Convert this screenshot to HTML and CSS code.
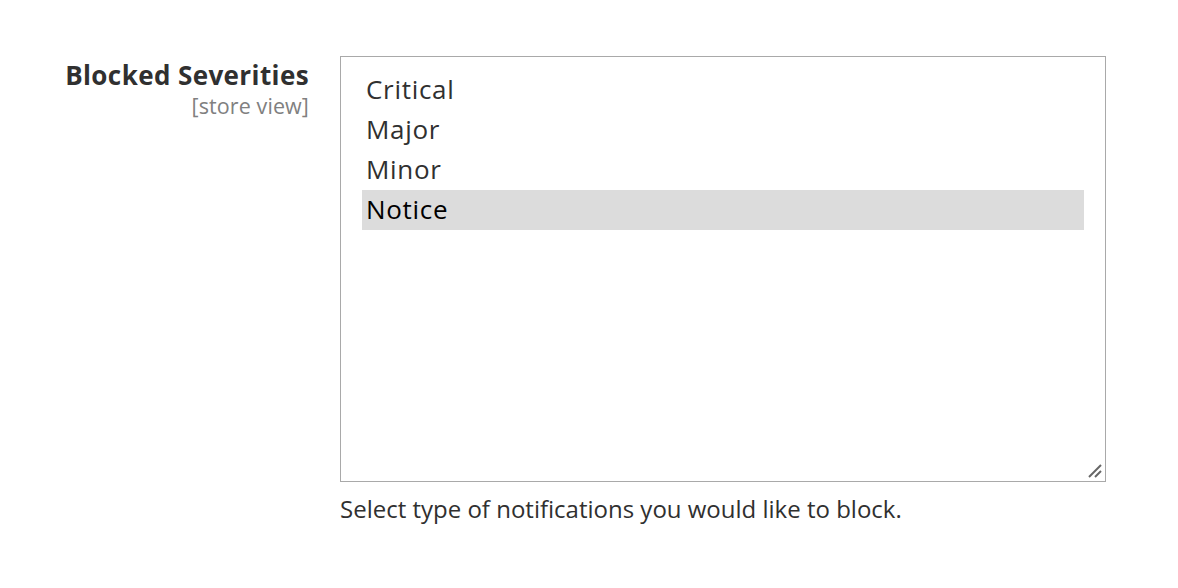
FILE: index.html
```html
<!DOCTYPE html>
<html>
<head>
<meta charset="utf-8">
<link rel="stylesheet" href="styles.css">
</head>
<body>
<div class="field">
  <div class="label">
    <div class="label-title">Blocked Severities</div>
    <div class="label-scope">[store view]</div>
  </div>
  <div class="control">
    <div class="multiselect">
      <div class="option">Critical</div>
      <div class="option">Major</div>
      <div class="option">Minor</div>
      <div class="option selected">Notice</div>
      <svg class="grip" width="16" height="16" viewBox="0 0 16 16">
        <line x1="2" y1="14" x2="14" y2="2" stroke="#666" stroke-width="2"/>
        <line x1="8" y1="14" x2="14" y2="8" stroke="#666" stroke-width="2"/>
      </svg>
    </div>
    <div class="note">Select type of notifications you would like to block.</div>
  </div>
</div>
</body>
</html>
```
FILE: styles.css
```css
html, body {
  margin: 0;
  padding: 0;
  background: #fff;
}
body {
  font-family: "Open Sans", "Noto Sans", sans-serif;
  color: #303030;
}
.field {
  display: flex;
  padding-top: 56px;
}
.label {
  width: 309px;
  text-align: right;
  flex-shrink: 0;
}
.label-title {
  font-size: 26px;
  font-weight: 700;
  letter-spacing: 0.4px;
  color: #303030;
  line-height: 36px;
  margin-top: 1px;
}
.label-scope {
  font-size: 21.5px;
  letter-spacing: 0.1px;
  color: #808080;
  line-height: 24px;
  margin-top: 1px;
}
.control {
  margin-left: 31px;
}
.multiselect {
  position: relative;
  width: 722px;
  height: 411px;
  border: 1px solid #a9a9a9;
  padding: 13px 21px 0 21px;
}
.option {
  font-size: 26px;
  letter-spacing: 0.7px;
  line-height: 39px;
  height: 39px;
  padding-bottom: 1px;
  padding-left: 4px;
  color: #303030;
}
.option.selected {
  background: #dcdcdc;
  color: #000;
}
.grip {
  position: absolute;
  right: 2px;
  bottom: 2px;
}
.note {
  font-size: 24px;
  line-height: 30px;
  margin-top: 12px;
  color: #303030;
}
```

################

- WHAT THIS TASK INVOLVES
All the material shown above is to be copied exactly, with no pictures carried over.

- FINAL RESULT
Convert this screenshot to HTML and CSS code.
FILE: index.html
```html
<!DOCTYPE html>
<html>
<head>
<meta charset="utf-8">
<link rel="stylesheet" href="styles.css">
</head>
<body>
<div class="field">
  <div class="label">
    <div class="label-title">Blocked Severities</div>
    <div class="label-scope">[store view]</div>
  </div>
  <div class="control">
    <div class="multiselect">
      <div class="option">Critical</div>
      <div class="option">Major</div>
      <div class="option">Minor</div>
      <div class="option selected">Notice</div>
      <svg class="grip" width="16" height="16" viewBox="0 0 16 16">
        <line x1="2" y1="14" x2="14" y2="2" stroke="#666" stroke-width="2"/>
        <line x1="8" y1="14" x2="14" y2="8" stroke="#666" stroke-width="2"/>
      </svg>
    </div>
    <div class="note">Select type of notifications you would like to block.</div>
  </div>
</div>
</body>
</html>
```
FILE: styles.css
```css
html, body {
  margin: 0;
  padding: 0;
  background: #fff;
}
body {
  font-family: "Open Sans", "Noto Sans", sans-serif;
  color: #303030;
}
.field {
  display: flex;
  padding-top: 56px;
}
.label {
  width: 309px;
  text-align: right;
  flex-shrink: 0;
}
.label-title {
  font-size: 26px;
  font-weight: 700;
  letter-spacing: 0.4px;
  color: #303030;
  line-height: 36px;
  margin-top: 1px;
}
.label-scope {
  font-size: 21.5px;
  letter-spacing: 0.1px;
  color: #808080;
  line-height: 24px;
  margin-top: 1px;
}
.control {
  margin-left: 31px;
}
.multiselect {
  position: relative;
  width: 722px;
  height: 411px;
  border: 1px solid #a9a9a9;
  padding: 13px 21px 0 21px;
}
.option {
  font-size: 26px;
  letter-spacing: 0.7px;
  line-height: 39px;
  height: 39px;
  padding-bottom: 1px;
  padding-left: 4px;
  color: #303030;
}
.option.selected {
  background: #dcdcdc;
  color: #000;
}
.grip {
  position: absolute;
  right: 2px;
  bottom: 2px;
}
.note {
  font-size: 24px;
  line-height: 30px;
  margin-top: 12px;
  color: #303030;
}
```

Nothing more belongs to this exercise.